Two review authors will independently assess the quality of the evidence for each of the outcomes above. We will consider evidence from randomised controlled trials as high quality but downgrade the evidence one level for serious (or two levels for very serious) limitations based upon the following: design (risk of bias), consistency across studies, directness of the evidence, precision of estimates and presence of publication bias. We will use the GRADEpro Guideline Development Tool to create a 'Summary of findings' table to report the quality of the evidence (GRADEpro GDT 2014).
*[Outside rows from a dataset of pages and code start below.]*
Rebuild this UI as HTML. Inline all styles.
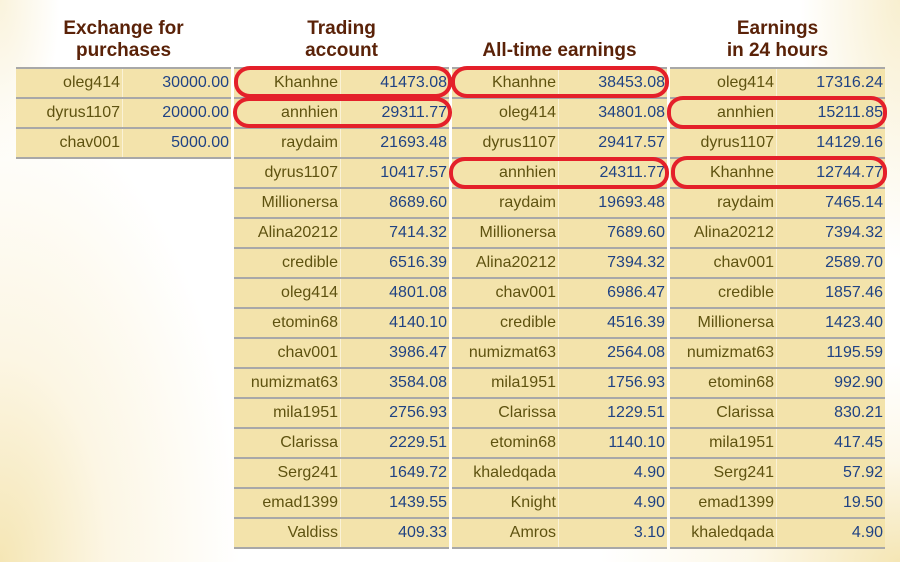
<!DOCTYPE html>
<html><head><meta charset="utf-8"><style>
html,body{margin:0;padding:0;width:900px;height:562px;overflow:hidden}
body{position:relative;font-family:"Liberation Sans",Arial,sans-serif;
background:
radial-gradient(ellipse 240px 460px at 0px 562px,#f5e6b5 0%,rgba(250,240,210,.6) 45%,rgba(255,255,255,0) 100%),
radial-gradient(ellipse 300px 200px at 900px 562px,#f5e6b5 0%,rgba(250,240,210,.5) 50%,rgba(255,255,255,0) 100%),
radial-gradient(ellipse 100px 260px at 900px 0px,#f8efd0 0%,rgba(255,255,255,0) 100%),
radial-gradient(ellipse 60px 160px at 0px 0px,#faf3dc 0%,rgba(255,255,255,0) 100%),#fff}
.h{position:absolute;top:18px;width:215px;text-align:center;font-weight:bold;font-size:19px;line-height:22px;color:#5a2208}
.t{position:absolute;top:67px;width:215px;border-bottom:2px solid #a8a8a8}
.r{height:28px;border-top:2px solid #a8a8a8;background:#f3e3ab;display:flex;font-size:16px;line-height:28px}
.r span{display:block;text-align:right;padding-right:2px;box-sizing:border-box}
.r .n{width:107px;color:#5e5210;border-right:1px solid #faf2d6}
.r .v{width:108px;color:#1f4284}
.o{position:absolute;border:4px solid #e4202a;border-radius:16px/15px;box-sizing:border-box}
</style></head><body>
<div class="h" style="left:16px">Exchange for<br>purchases</div>
<div class="h" style="left:234px">Trading<br>account</div>
<div class="h" style="left:452px;top:40px">All-time earnings</div>
<div class="h" style="left:670px">Earnings<br>in 24 hours</div>

<div class="t" style="left:16px">
<div class="r"><span class="n">oleg414</span><span class="v">30000.00</span></div>
<div class="r"><span class="n">dyrus1107</span><span class="v">20000.00</span></div>
<div class="r"><span class="n">chav001</span><span class="v">5000.00</span></div>
</div>

<div class="t" style="left:234px">
<div class="r"><span class="n">Khanhne</span><span class="v">41473.08</span></div>
<div class="r"><span class="n">annhien</span><span class="v">29311.77</span></div>
<div class="r"><span class="n">raydaim</span><span class="v">21693.48</span></div>
<div class="r"><span class="n">dyrus1107</span><span class="v">10417.57</span></div>
<div class="r"><span class="n">Millionersa</span><span class="v">8689.60</span></div>
<div class="r"><span class="n">Alina20212</span><span class="v">7414.32</span></div>
<div class="r"><span class="n">credible</span><span class="v">6516.39</span></div>
<div class="r"><span class="n">oleg414</span><span class="v">4801.08</span></div>
<div class="r"><span class="n">etomin68</span><span class="v">4140.10</span></div>
<div class="r"><span class="n">chav001</span><span class="v">3986.47</span></div>
<div class="r"><span class="n">numizmat63</span><span class="v">3584.08</span></div>
<div class="r"><span class="n">mila1951</span><span class="v">2756.93</span></div>
<div class="r"><span class="n">Clarissa</span><span class="v">2229.51</span></div>
<div class="r"><span class="n">Serg241</span><span class="v">1649.72</span></div>
<div class="r"><span class="n">emad1399</span><span class="v">1439.55</span></div>
<div class="r"><span class="n">Valdiss</span><span class="v">409.33</span></div>
</div>

<div class="t" style="left:452px">
<div class="r"><span class="n">Khanhne</span><span class="v">38453.08</span></div>
<div class="r"><span class="n">oleg414</span><span class="v">34801.08</span></div>
<div class="r"><span class="n">dyrus1107</span><span class="v">29417.57</span></div>
<div class="r"><span class="n">annhien</span><span class="v">24311.77</span></div>
<div class="r"><span class="n">raydaim</span><span class="v">19693.48</span></div>
<div class="r"><span class="n">Millionersa</span><span class="v">7689.60</span></div>
<div class="r"><span class="n">Alina20212</span><span class="v">7394.32</span></div>
<div class="r"><span class="n">chav001</span><span class="v">6986.47</span></div>
<div class="r"><span class="n">credible</span><span class="v">4516.39</span></div>
<div class="r"><span class="n">numizmat63</span><span class="v">2564.08</span></div>
<div class="r"><span class="n">mila1951</span><span class="v">1756.93</span></div>
<div class="r"><span class="n">Clarissa</span><span class="v">1229.51</span></div>
<div class="r"><span class="n">etomin68</span><span class="v">1140.10</span></div>
<div class="r"><span class="n">khaledqada</span><span class="v">4.90</span></div>
<div class="r"><span class="n">Knight</span><span class="v">4.90</span></div>
<div class="r"><span class="n">Amros</span><span class="v">3.10</span></div>
</div>

<div class="t" style="left:670px">
<div class="r"><span class="n">oleg414</span><span class="v">17316.24</span></div>
<div class="r"><span class="n">annhien</span><span class="v">15211.85</span></div>
<div class="r"><span class="n">dyrus1107</span><span class="v">14129.16</span></div>
<div class="r"><span class="n">Khanhne</span><span class="v">12744.77</span></div>
<div class="r"><span class="n">raydaim</span><span class="v">7465.14</span></div>
<div class="r"><span class="n">Alina20212</span><span class="v">7394.32</span></div>
<div class="r"><span class="n">chav001</span><span class="v">2589.70</span></div>
<div class="r"><span class="n">credible</span><span class="v">1857.46</span></div>
<div class="r"><span class="n">Millionersa</span><span class="v">1423.40</span></div>
<div class="r"><span class="n">numizmat63</span><span class="v">1195.59</span></div>
<div class="r"><span class="n">etomin68</span><span class="v">992.90</span></div>
<div class="r"><span class="n">Clarissa</span><span class="v">830.21</span></div>
<div class="r"><span class="n">mila1951</span><span class="v">417.45</span></div>
<div class="r"><span class="n">Serg241</span><span class="v">57.92</span></div>
<div class="r"><span class="n">emad1399</span><span class="v">19.50</span></div>
<div class="r"><span class="n">khaledqada</span><span class="v">4.90</span></div>
</div>

<div class="o" style="left:234px;top:66px;width:218px;height:32px"></div>
<div class="o" style="left:233px;top:97px;width:219px;height:31px"></div>
<div class="o" style="left:451px;top:66px;width:218px;height:32px"></div>
<div class="o" style="left:449px;top:157px;width:220px;height:32px"></div>
<div class="o" style="left:667px;top:96px;width:220px;height:33px"></div>
<div class="o" style="left:671px;top:156px;width:216px;height:33px"></div>
</body></html>
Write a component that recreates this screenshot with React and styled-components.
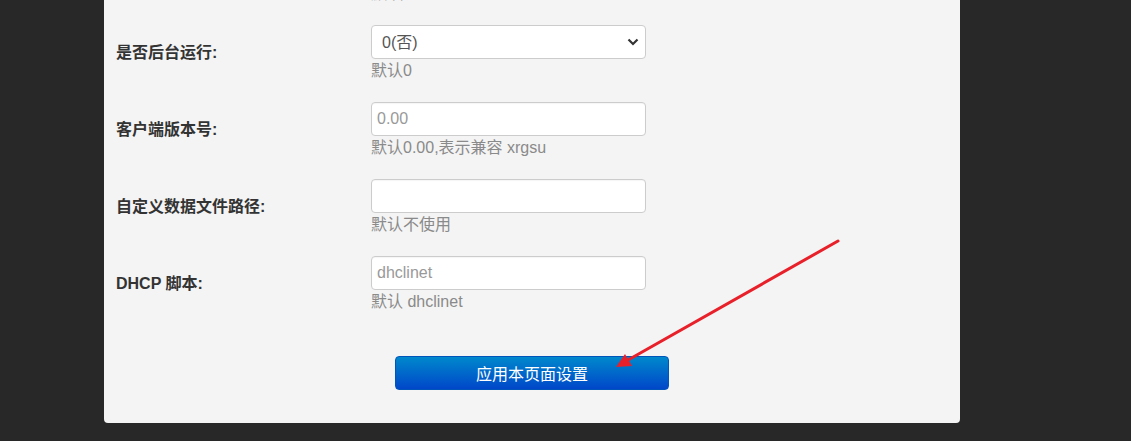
import React from "react";
import styled, { createGlobalStyle } from "styled-components";

const Global = createGlobalStyle`
  html, body { margin: 0; padding: 0; background: #282828; overflow: hidden; }
  body { font-family: "Liberation Sans", Arial, "Noto Sans CJK SC", sans-serif; }
`;

const Page = styled.div`
  position: relative;
  width: 1131px;
  height: 441px;
  overflow: hidden;
`;

const Panel = styled.div`
  margin: -52px 0 0 104px;
  width: 856px;
  background: #f4f4f4;
  border-radius: 0 0 4px 4px;
  padding: 0 0 33px 0;
  display: flex;
  flex-direction: column;
`;

const Row = styled.div`
  display: grid;
  grid-template-columns: 255px 275px;
  align-items: center;
  padding-left: 12px;
  margin-bottom: ${(p) => (p.$last ? "0" : "21px")};
`;

const Label = styled.label`
  font-size: 16px;
  font-weight: bold;
  color: #333;
  line-height: 20px;
`;

const Field = styled.div`
  display: flex;
  flex-direction: column;
`;

const Input = styled.input`
  box-sizing: border-box;
  width: 275px;
  height: 34px;
  border: 1px solid #ccc;
  border-radius: 4px;
  background: #fff;
  padding: 0 5px;
  font: 16px "Liberation Sans", Arial, "Noto Sans CJK SC", sans-serif;
  color: #555;
  outline: none;
  box-shadow: inset 0 1px 1px rgba(0,0,0,0.04);
  &::placeholder { color: #999; }
`;

const SelectWrap = styled.div`
  position: relative;
  width: 275px;
  height: 34px;
`;

const Select = styled.select`
  appearance: none;
  box-sizing: border-box;
  width: 100%;
  height: 34px;
  border: 1px solid #ccc;
  border-radius: 4px;
  background: #fff;
  padding: 0 10px;
  font: 16px "Liberation Sans", Arial, "Noto Sans CJK SC", sans-serif;
  color: #555;
  outline: none;
`;

const Chevron = styled.svg`
  position: absolute;
  right: 7px;
  top: 13px;
  pointer-events: none;
`;

const Help = styled.div`
  margin-top: 2px;
  font-size: 16px;
  line-height: 20px;
  color: #8a8a8a;
`;

const Actions = styled.div`
  display: flex;
  justify-content: center;
  margin-top: 44px;
`;

const Button = styled.button`
  width: 274px;
  height: 34px;
  border: 1px solid #0055bb;
  border-radius: 4px;
  background: linear-gradient(to bottom, #0088cc, #0047c9);
  color: #fff;
  font: 16px "Liberation Sans", Arial, "Noto Sans CJK SC", sans-serif;
  cursor: pointer;
`;

const Arrow = styled.svg`
  position: absolute;
  left: 0;
  top: 0;
  pointer-events: none;
`;

const rows = [
  { label: "", value: "", help: "默认" },
  { label: "是否后台运行:", select: "0(否)", help: "默认0" },
  { label: "客户端版本号:", placeholder: "0.00", help: "默认0.00,表示兼容 xrgsu" },
  { label: "自定义数据文件路径:", placeholder: "", help: "默认不使用" },
  { label: "DHCP 脚本:", placeholder: "dhclinet", help: "默认 dhclinet" },
];

export default function App() {
  return (
    <Page>
      <Global />
      <Panel>
        {rows.map((r, i) => (
          <Row key={i} $last={i === rows.length - 1}>
            <Label>{r.label}</Label>
            <Field>
              {r.select ? (
                <SelectWrap>
                  <Select defaultValue="0">
                    <option value="0">{r.select}</option>
                    <option value="1">1(是)</option>
                  </Select>
                  <Chevron width="12" height="8" viewBox="0 0 12 8">
                    <path d="M1.5 1.5 L6 6 L10.5 1.5" fill="none" stroke="#333" strokeWidth="2.2" />
                  </Chevron>
                </SelectWrap>
              ) : (
                <Input placeholder={r.placeholder} defaultValue={r.value} />
              )}
              <Help>{r.help}</Help>
            </Field>
          </Row>
        ))}
        <Actions>
          <Button>应用本页面设置</Button>
        </Actions>
      </Panel>
      <Arrow width="1131" height="441" viewBox="0 0 1131 441">
        <line x1="838" y1="241" x2="628" y2="360" stroke="#e8202a" strokeWidth="3" strokeLinecap="round" />
        <polygon points="616,367 625,354 632,366" fill="#e8202a" />
      </Arrow>
    </Page>
  );
}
The GRADE approach results in an assessment of the quality of a body of evidence in one of four grades:

  • high: we are very confident that the true effect lies close to that of the estimate of the effect;

  • moderate: we are moderately confident in the effect estimate: the true effect is likely to be close to the estimate of the effect, but there is a possibility that it is substantially different;

  • low: our confidence in the effect estimate is limited: the true effect may be substantially different from the estimate of the effect;

  • very low: we have very little confidence in the effect estimate: the true effect is likely to be substantially different from the estimate of effect

Subgroup analysis and investigation of heterogeneity

If appropriate, we will compare the effect of local wound analgesia in infants undergoing surgery in the following subgroups:

  • gestational age at birth: term infants (37 weeks' gestation and above); preterm infants (less than 37 weeks' gestation);

  • concentration and type of local anaesthetic agent used for local wound infusion;

  • site of catheter tip placement for local anaesthetic wound analgesia in laparotomy incisions: non‐TAP blocks (subcutaneous space, muscle fascia or preperitoneal vs. TAP blocks (laterally between the transverse abdominis and internal oblique, or medially in the posterior rectus sheath);

  • non‐TAP blocks: laparotomy vs. thoracotomy.

Sensitivity analysis

We will explore methodological heterogeneity using sensitivity analyses by including only those trials with adequate allocation concealment, randomisation or blinding of treatment and less than 10% losses to follow‐up.